While McCarthy enjoyed support from most Republicans in his slim majority, eight Republican detractors — many of the same hard-right holdouts who tried to stop him from becoming speaker in January — essentially forced him out.
Stillness fell as the presiding officer gaveled the vote closed, 216-210, saying the office of the speaker “is hereby declared vacant.”
Moments later, a top McCarthy ally, Rep. Patrick McHenry, R-N.C., took the gavel and, according to House rules, was named speaker pro tempore to serve in the office until a new speaker is chosen.
a long line of McCarthy supporters stood up for him, including Rep. Jim Jordan, R-Ohio, a leader of the conservative Freedom Caucus, who said, “He has kept his word.” Rep. Garret Graves, R-La., waved his cellphone, saying it was “disgusting” that hard-right colleagues were fundraising off the move in text messages seeking donations.
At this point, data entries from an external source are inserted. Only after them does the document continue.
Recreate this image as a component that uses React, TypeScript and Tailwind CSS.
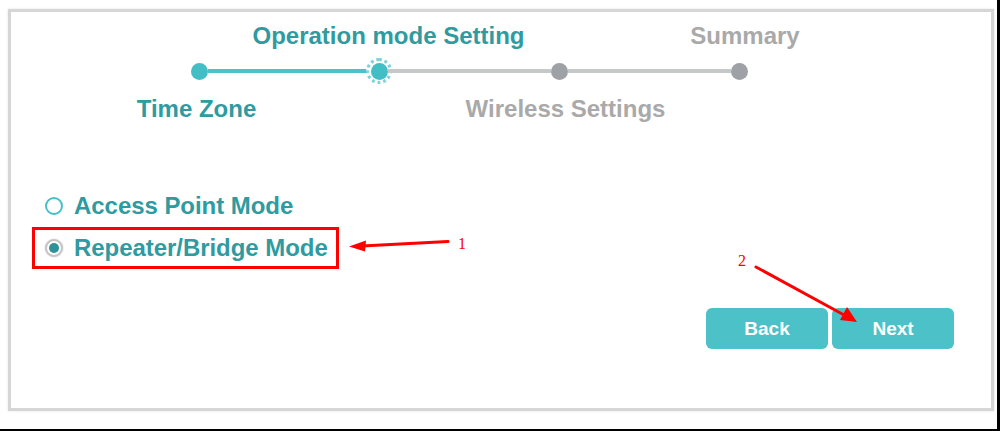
import React from 'react';

type Step = {
  label: string;
  above: boolean;
  state: 'done' | 'current' | 'todo';
  shift?: string;
};

const steps: Step[] = [
  { label: 'Time Zone', above: false, state: 'done', shift: 'pr-[5px]' },
  { label: 'Operation mode Setting', above: true, state: 'current', shift: 'pl-[19px]' },
  { label: 'Wireless Settings', above: false, state: 'todo', shift: 'pl-[13px]' },
  { label: 'Summary', above: true, state: 'todo', shift: 'pl-[12px]' },
];

const font = { fontFamily: '"Liberation Sans", Arial, sans-serif' };

const StepLabel = ({ step }: { step: Step }) => (
  <div
    className={`h-[28px] leading-[28px] text-[24px] font-bold whitespace-nowrap flex justify-center ${step.shift ?? ''} ${
      step.state === 'todo' ? 'text-[#a9a9a9]' : 'text-[#2f9ba0]'
    }`}>
    {step.label}
  </div>
);

const Stepper = () => (
  <div className="ml-[98px] w-[720px] grid grid-cols-4 pt-[10px]">
    {steps.map((step, i) => {
      const leftColor = i === 0 ? 'bg-transparent' : steps[i].state === 'todo' ? 'bg-[#c6c7c9]' : 'bg-[#4cc1c7]';
      const rightColor =
        i === steps.length - 1 ? 'bg-transparent' : steps[i + 1].state === 'todo' ? 'bg-[#c6c7c9]' : 'bg-[#4cc1c7]';
      return (
        <div key={step.label} className="flex flex-col">
          {step.above ? <StepLabel step={step} /> : <div className="h-[28px]" />}
          <div className="mt-[9px] h-[24px] flex items-center">
            <div className={`flex-1 h-[4px] ${leftColor}`} />
            <div className="w-[17px] h-[17px] flex items-center justify-center shrink-0">
              {step.state === 'current' ? (
                <div className="shrink-0 w-[26px] h-[26px] rounded-full border-[3px] border-dotted border-[#7fd2d7] bg-white flex items-center justify-center">
                  <div className="w-[17px] h-[17px] rounded-full bg-[#44bec5]" />
                </div>
              ) : (
                <div
                  className={`shrink-0 w-[17px] h-[17px] rounded-full ${
                    step.state === 'done' ? 'bg-[#44bec5]' : 'bg-[#9ea1a6]'
                  }`}
                />
              )}
            </div>
            <div className={`flex-1 h-[4px] ${rightColor}`} />
          </div>
          <div className="mt-[12px]">{step.above ? <div className="h-[28px]" /> : <StepLabel step={step} />}</div>
        </div>
      );
    })}
  </div>
);

const ModeOption = ({ label, checked, highlight }: { label: string; checked: boolean; highlight?: boolean }) => (
  <div
    className={`h-[42px] inline-flex items-center gap-[11px] pl-[10px] pr-[8px] border-[3px] ${
      highlight ? 'border-[#ff0000]' : 'border-transparent'
    }`}>
    {checked ? (
      <div className="w-[18px] h-[18px] rounded-full border-[2px] border-[#c4c4c4] bg-white flex items-center justify-center shadow-[0_0_2px_#d0d0d0]">
        <div className="w-[10px] h-[10px] rounded-full bg-[#2d929a]" />
      </div>
    ) : (
      <div className="w-[18px] h-[18px] rounded-full border-[2.5px] border-[#48bfc6] bg-white" />
    )}
    <span className="text-[24px] font-bold text-[#2f9ba0] leading-none whitespace-nowrap tracking-[-0.05px]">
      {label}
    </span>
  </div>
);

const Annotations = () => (
  <svg className="absolute inset-0 pointer-events-none" width={1000} height={431} viewBox="0 0 1000 431">
    <line x1={448} y1={241.5} x2={362} y2={246} stroke="#ff0000" strokeWidth={3} strokeLinecap="round" />
    <polygon points="349,246.5 366,240.5 365,251.5" fill="#ff0000" />
    <text x={458} y={248.5} fill="#ff0000" fontSize={16} style={{ fontFamily: '"Liberation Serif", serif' }}>
      1
    </text>
    <line x1={756} y1={267} x2={845} y2={315.5} stroke="#ff0000" strokeWidth={3} strokeLinecap="round" />
    <polygon points="857,322 840,320 847,307" fill="#ff0000" />
    <text x={738} y={266} fill="#ff0000" fontSize={16} style={{ fontFamily: '"Liberation Serif", serif' }}>
      2
    </text>
  </svg>
);

export default function App() {
  return (
    <div
      className="relative w-[1000px] h-[431px] bg-white border-r-[3px] border-b-[2px] border-black pt-[9px] pl-[8px]"
      style={font}>
      <div className="w-[986px] h-[402px] border-[3px] border-[#d6d6d6] shadow-[0_0_2px_#e0e0e0] bg-white flex flex-col">
        <Stepper />
        <div className="mt-[62px] ml-[21px] flex flex-col items-start">
          <ModeOption label="Access Point Mode" checked={false} />
          <ModeOption label="Repeater/Bridge Mode" checked highlight />
        </div>
        <div className="mt-[39px] mr-[37px] flex justify-end gap-[4px]">
          <button className="w-[122px] h-[41px] pt-[2px] rounded-[6px] bg-[#4cc1c8] text-white text-[19px] font-bold">
            Back
          </button>
          <button className="w-[122px] h-[41px] pt-[2px] rounded-[6px] bg-[#4cc1c8] text-white text-[19px] font-bold">
            Next
          </button>
        </div>
      </div>
      <Annotations />
    </div>
  );
}
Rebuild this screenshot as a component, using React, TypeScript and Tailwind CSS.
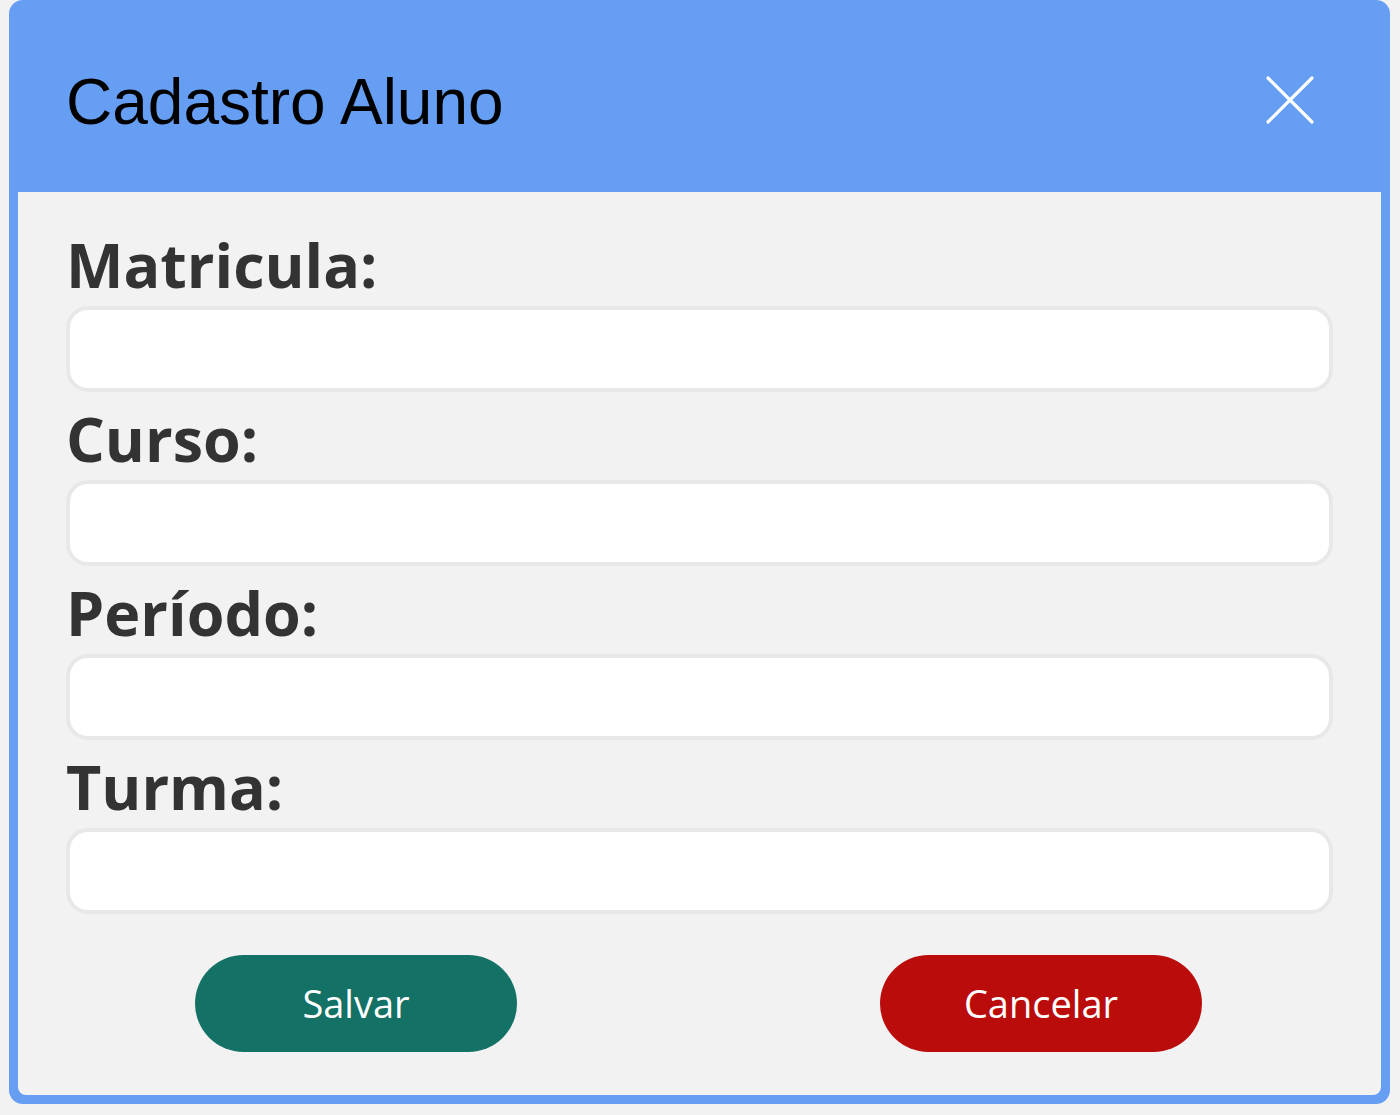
import React from "react";

const fields = ["Matricula:", "Curso:", "Período:", "Turma:"];

export default function App() {
  return (
    <div className="min-h-[1115px] w-[1400px] bg-[#f2f2f2] pl-[9px] pr-[10px]">
      <div className="flex h-[1104px] flex-col rounded-[14px] bg-[#659ef2] px-[9px] pb-[9px]">
        <div className="flex h-[192px] shrink-0 items-start justify-between pl-[48px] pr-[66px]">
          <h1
            className="mt-[64px] text-[64px] leading-[76px] text-black"
            style={{ fontFamily: '"Liberation Sans", Arial, sans-serif' }}
          >
            Cadastro Aluno
          </h1>
          <svg width="50" height="50" viewBox="0 0 50 50" className="mt-[75px]">
            <path d="M3 3 L47 47 M47 3 L3 47" stroke="#ffffff" strokeWidth="3.2" strokeLinecap="round" />
          </svg>
        </div>
        <div
          className="flex flex-1 flex-col rounded-b-[8px] bg-[#f2f2f2] px-[48px] pt-[26px]"
          style={{ fontFamily: '"Open Sans", sans-serif' }}
        >
          {fields.map((f) => (
            <div key={f} className="flex flex-col">
              <label className="block h-[88px] text-[61px] font-bold leading-[94px] text-[#333333]">{f}</label>
              <input className="h-[86px] w-full rounded-[22px] border-4 border-[#e8e8e8] bg-white outline-none" />
            </div>
          ))}
          <div className="mt-[41px] flex justify-between pl-[129px] pr-[131px]">
            <button className="flex h-[97px] w-[322px] items-center justify-center rounded-full bg-[#147166] text-[38px] text-white">
              Salvar
            </button>
            <button className="flex h-[97px] w-[322px] items-center justify-center rounded-full bg-[#bb0c0c] text-[38px] text-white">
              Cancelar
            </button>
          </div>
        </div>
      </div>
    </div>
  );
}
Removing the speaker launches the House Republicans into chaos, heading into a busy fall when Congress will need to fund the government again or risk a mid-November shutdown.
Majority Leader Steve Scalise is being considered as a potential candidate.
“No matter who is going to be the speaker, the challenges still remain,” Scalise said. “But I think the opportunity is there to continue moving forward.”
Many had lined up to hug McCarthy, some to shake his hand.